In effect, each JSON field has its own inverted index. Queries targeting specific fields only hit one index, while general searches combine results across all fields.
Advance search Prefix, Fuzzy, and Regex Queries
Advanced query types still rely on term lookup. They all come down to enumerating matching terms:
- Prefix search: If the query is a prefix, traverse the term dictionary (e.g. a trie or FSA) to list all terms with that prefix.
- Fuzzy search: Use an edit-distance automaton to enumerate all dictionary terms within a given Levenshtein distance of the query term.
- Regex search: Build a regex automaton to enumerate all terms matching the pattern.
After collecting the matching terms, we fetch each term’s posting list and merge them as usual (skipping deleted documents).

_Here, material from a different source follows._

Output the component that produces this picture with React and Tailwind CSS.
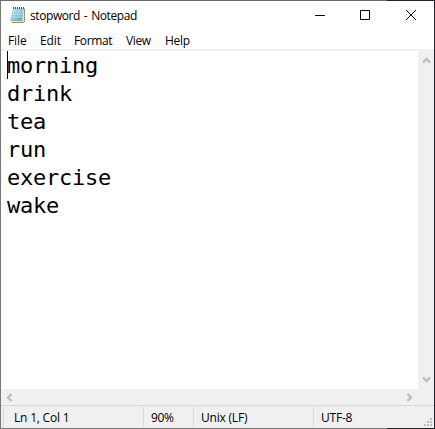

This works efficiently if the term dictionary supports structured traversal (tries, FSA/FST are good for this).
What This Implementation Omits
Our simple search engine covers the basics, but it omits several real-world optimizations:
- Segment merging: We don’t merge older segments together to reclaim space and speed up queries.
- Advanced compression: Posting lists and dictionaries could be compressed, but aren’t here.
- Document scoring: There is no relevance ranking or scoring; results are simply all matching documents.
- Query optimization or caching: We always do a straightforward term lookup without any fancy caching layer.
- Distributed features: We aren’t dealing with shards, replicas, or clustering.
All of these can be added later. The core design remains the foundation for a robust search system.